The Lagos gold refinery and the imminent $600 million lithium plant signify a structural transformation in Nigeria’s mining approach. Historically reliant on raw exports and artisanal supply chains, the sector is now pivoting toward domestic value retention and industrial-scale processing.

Gold refining strengthens local value capture, enhances traceability, and formalises supply chains. The multiple refineries in development indicate that Lagos serves as a template for nationwide replication.

Lithium processing has wider implications. As a critical component in batteries and clean-energy technologies, the Nasarawa plant integrates Nigeria into global energy transition supply chains. The scale of the investment reflects expectations of sustained demand rather than speculative positioning.

Engagements with Saudi Arabia underscore technology transfer, skills development, and expertise sharing.
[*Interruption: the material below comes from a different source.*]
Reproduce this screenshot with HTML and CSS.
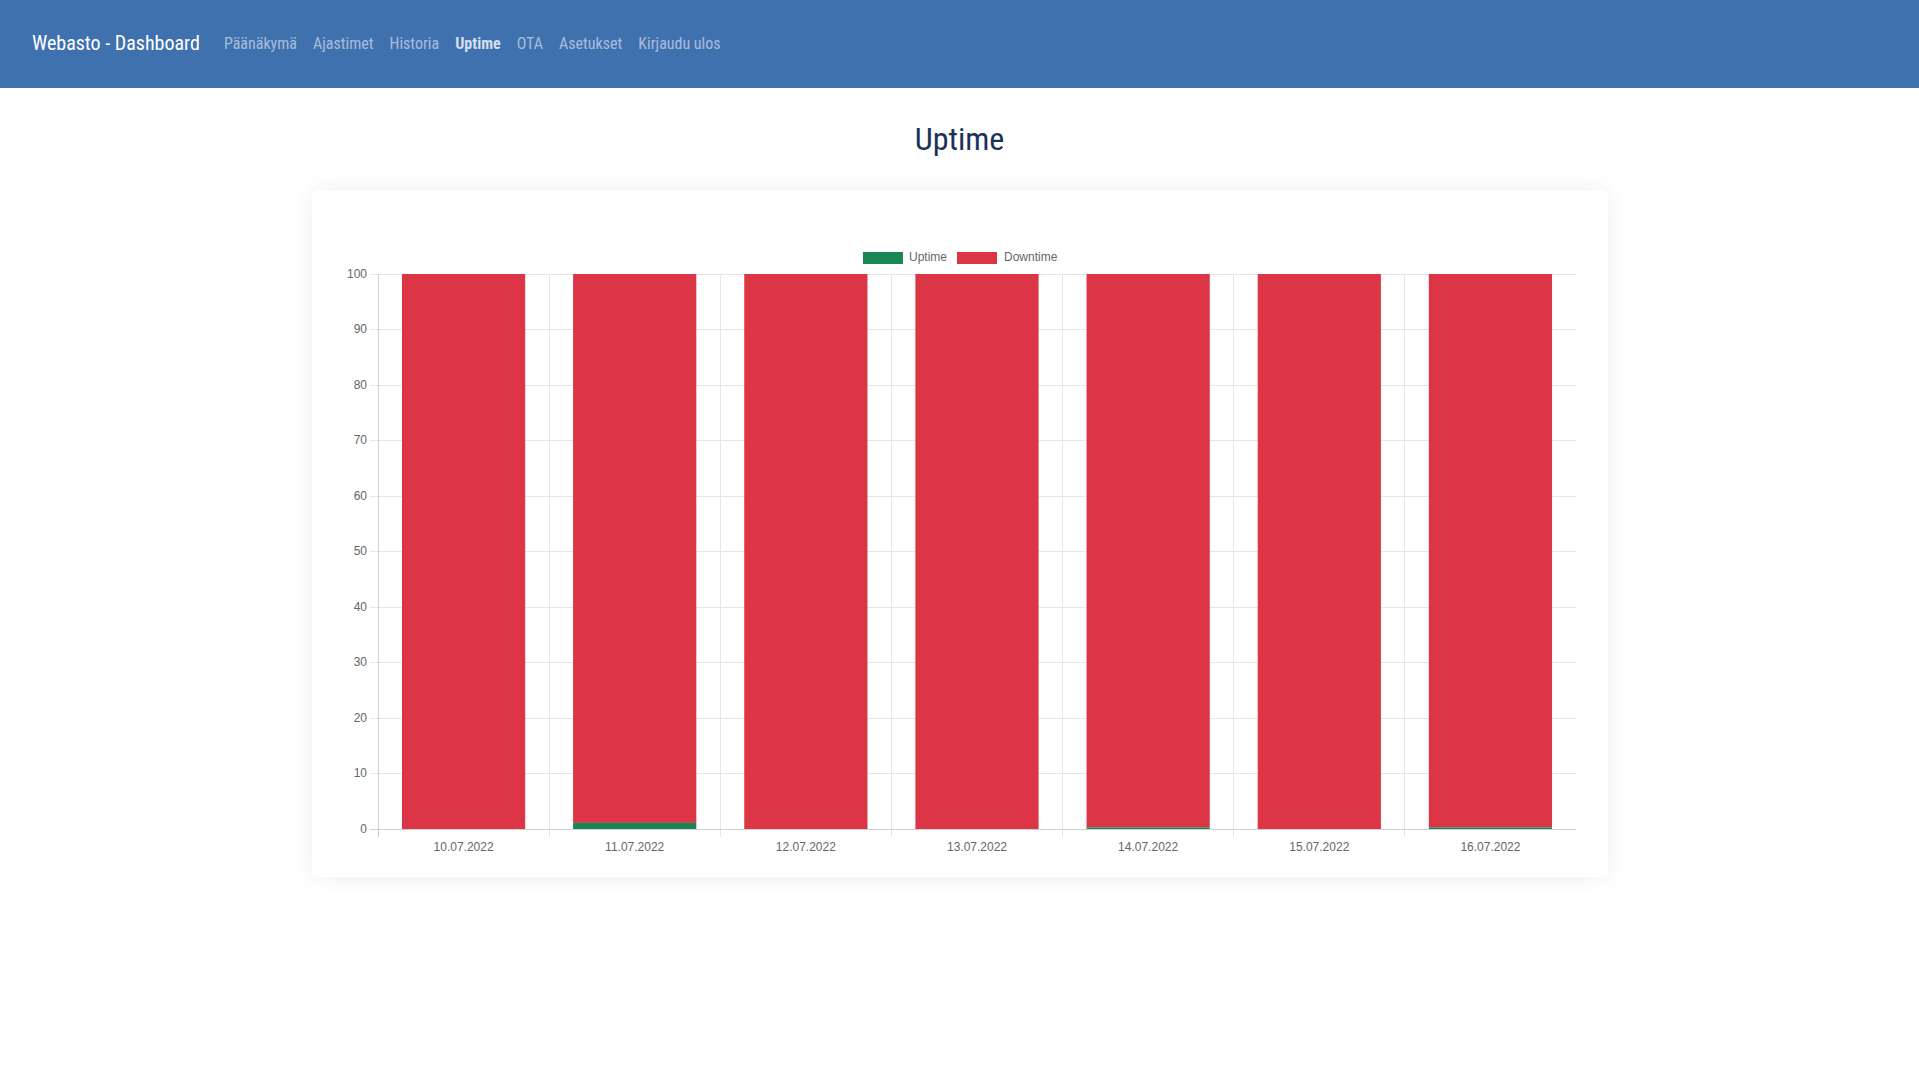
FILE: index.html
```html
<!DOCTYPE html>
<html lang="fi">
<head>
<meta charset="utf-8">
<title>Webasto - Dashboard</title>
<link rel="stylesheet" href="styles.css">
</head>
<body>
<nav class="navbar">
  <a class="brand" href="#">Webasto - Dashboard</a>
  <ul class="nav">
    <li><a class="nav-link" href="#">Päänäkymä</a></li>
    <li><a class="nav-link" href="#">Ajastimet</a></li>
    <li><a class="nav-link" href="#">Historia</a></li>
    <li><a class="nav-link active" href="#">Uptime</a></li>
    <li><a class="nav-link" href="#">OTA</a></li>
    <li><a class="nav-link" href="#">Asetukset</a></li>
    <li><a class="nav-link" href="#">Kirjaudu ulos</a></li>
  </ul>
</nav>
<main class="container">
  <h2 class="title">Uptime</h2>
  <div class="card">
    <svg class="chart" width="1296" height="687" viewBox="0 0 1296 687" xmlns="http://www.w3.org/2000/svg">
      <g class="legend">
        <rect x="551" y="62" width="40" height="12" fill="#198754"/>
        <text x="597" y="71">Uptime</text>
        <rect x="645" y="62" width="40" height="12" fill="#dc3545"/>
        <text x="692" y="71">Downtime</text>
      </g>
      <g class="grid" stroke="#e6e6e6" stroke-width="1">
        <line x1="58" x2="1264" y1="84.5" y2="84.5"/>
        <line x1="58" x2="1264" y1="139.5" y2="139.5"/>
        <line x1="58" x2="1264" y1="195.5" y2="195.5"/>
        <line x1="58" x2="1264" y1="250.5" y2="250.5"/>
        <line x1="58" x2="1264" y1="306.5" y2="306.5"/>
        <line x1="58" x2="1264" y1="361.5" y2="361.5"/>
        <line x1="58" x2="1264" y1="417.5" y2="417.5"/>
        <line x1="58" x2="1264" y1="472.5" y2="472.5"/>
        <line x1="58" x2="1264" y1="528.5" y2="528.5"/>
        <line x1="58" x2="1264" y1="583.5" y2="583.5"/>
        <line x1="237.5" x2="237.5" y1="84" y2="647"/>
        <line x1="408.5" x2="408.5" y1="84" y2="647"/>
        <line x1="579.5" x2="579.5" y1="84" y2="647"/>
        <line x1="750.5" x2="750.5" y1="84" y2="647"/>
        <line x1="921.5" x2="921.5" y1="84" y2="647"/>
        <line x1="1092.5" x2="1092.5" y1="84" y2="647"/>
      </g>
      <g class="axis" stroke="#d0d0d0" stroke-width="1">
        <line x1="66.5" x2="66.5" y1="84" y2="647"/>
        <line x1="58" x2="1264" y1="639.5" y2="639.5"/>
      </g>
      <g class="bars">
        <rect x="89.96" y="84" width="123.22" height="555" fill="#dc3545"/>
        <rect x="261.1" y="84" width="123.22" height="548.9" fill="#dc3545"/>
        <rect x="261.1" y="632.9" width="123.22" height="6.1" fill="#198754"/>
        <rect x="432.25" y="84" width="123.22" height="555" fill="#dc3545"/>
        <rect x="603.39" y="84" width="123.22" height="555" fill="#dc3545"/>
        <rect x="774.53" y="84" width="123.22" height="553.3" fill="#dc3545"/>
        <rect x="774.53" y="637.3" width="123.22" height="1.7" fill="#198754"/>
        <rect x="945.68" y="84" width="123.22" height="555" fill="#dc3545"/>
        <rect x="1116.82" y="84" width="123.22" height="553.3" fill="#dc3545"/>
        <rect x="1116.82" y="637.3" width="123.22" height="1.7" fill="#198754"/>
      </g>
      <g class="ylabels">
        <text x="55" y="87.5">100</text>
        <text x="55" y="143">90</text>
        <text x="55" y="198.5">80</text>
        <text x="55" y="254">70</text>
        <text x="55" y="309.5">60</text>
        <text x="55" y="365">50</text>
        <text x="55" y="420.5">40</text>
        <text x="55" y="476">30</text>
        <text x="55" y="531.5">20</text>
        <text x="55" y="587">10</text>
        <text x="55" y="642.5">0</text>
      </g>
      <g class="xlabels">
        <text x="151.57" y="661">10.07.2022</text>
        <text x="322.71" y="661">11.07.2022</text>
        <text x="493.86" y="661">12.07.2022</text>
        <text x="665" y="661">13.07.2022</text>
        <text x="836.14" y="661">14.07.2022</text>
        <text x="1007.29" y="661">15.07.2022</text>
        <text x="1178.43" y="661">16.07.2022</text>
      </g>
    </svg>
  </div>
</main>
</body>
</html>
```

FILE: styles.css
```css
* { box-sizing: border-box; }

body {
  margin: 0;
  background: #ffffff;
  font-family: Roboto, "Noto Sans", "Liberation Sans", sans-serif;
}

.navbar {
  height: 88px;
  background: #3f71ae;
  display: flex;
  align-items: center;
  padding: 0 32px 2px;
}

.brand {
  font-size: 20px;
  color: #ffffff;
  text-decoration: none;
  font-stretch: 85%;
  margin-right: 16px;
}

.nav {
  list-style: none;
  margin: 0;
  padding: 0;
  display: flex;
}

.nav-link {
  display: block;
  padding: 8px;
  font-size: 16px;
  color: rgba(255, 255, 255, 0.55);
  text-decoration: none;
  font-stretch: 85%;
}

.nav-link.active {
  color: rgba(255, 255, 255, 0.78);
  font-weight: 700;
}

.container {
  max-width: 1320px;
  margin: 0 auto;
  padding: 0 12px 40px;
}

.title {
  margin: 32px 0 32px;
  text-align: center;
  font-size: 32px;
  line-height: 1.2;
  font-weight: 400;
  color: #1b3257;
  font-stretch: 85%;
}

.card {
  background: #ffffff;
  border-radius: 6px;
  box-shadow: 0 0 22px rgba(0, 0, 0, 0.07);
  height: 687px;
}

.chart {
  display: block;
  font-family: "Liberation Sans", Arial, sans-serif;
  font-size: 12px;
}

.chart text { fill: #666666; }
.ylabels text { text-anchor: end; }
.xlabels text { text-anchor: middle; }
```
Combined with a focus on ESG compliance, environmental remediation, and traceability, these partnerships signal that Nigeria is aligning mining with global standards, increasing the credibility of its mineral exports.

Overall, these initiatives reposition mining from a revenue side-stream to an industrial lever that supports manufacturing, export diversification, and strategic relevance in global critical-minerals markets.

DATA BOX

Operational gold refinery: Lagos
Additional gold refineries: 3 (various stages of development)
Lithium processing plant: $600 million
Location of lithium plant: Nasarawa State
Policy focus: In-country processing, beneficiation, traceability
Strategic minerals: Gold, lithium, critical and rare earth elements

WHO WINS / WHO LOSES

Who Wins:

  • Nigeria’s mining sector through greater domestic value retention
  • Manufacturers and exporters accessing refined minerals locally
  • Investors seeking exposure to critical-minerals processing

Who Loses:

  • Informal mineral exporters dependent on raw ore trade
  • Jurisdictions competing solely on extraction without processing depth

POLICY SIGNALS

The announcements reinforce Nigeria’s commitment to value addition over raw exports, structured ESG compliance, and partnerships aligned with global energy transition priorities.

INVESTOR SIGNAL

Operational refining and large-scale processing reduce execution risk, while traceability and governance improvements enhance bankability and position Nigeria as a credible destination for long-term mining investment.

RISK RADAR

  • Execution or commissioning delays in large industrial plants
  • Infrastructure and power constraints affecting efficiency
  • Commodity price volatility impacting project economics
  • Regulatory consistency required to sustain investor confidence

Nigeria’s gold and lithium initiatives signal a deliberate policy turn toward industrialisation. If execution succeeds, the country could shift from a raw-material exporter to a strategic node in global critical-minerals supply chains.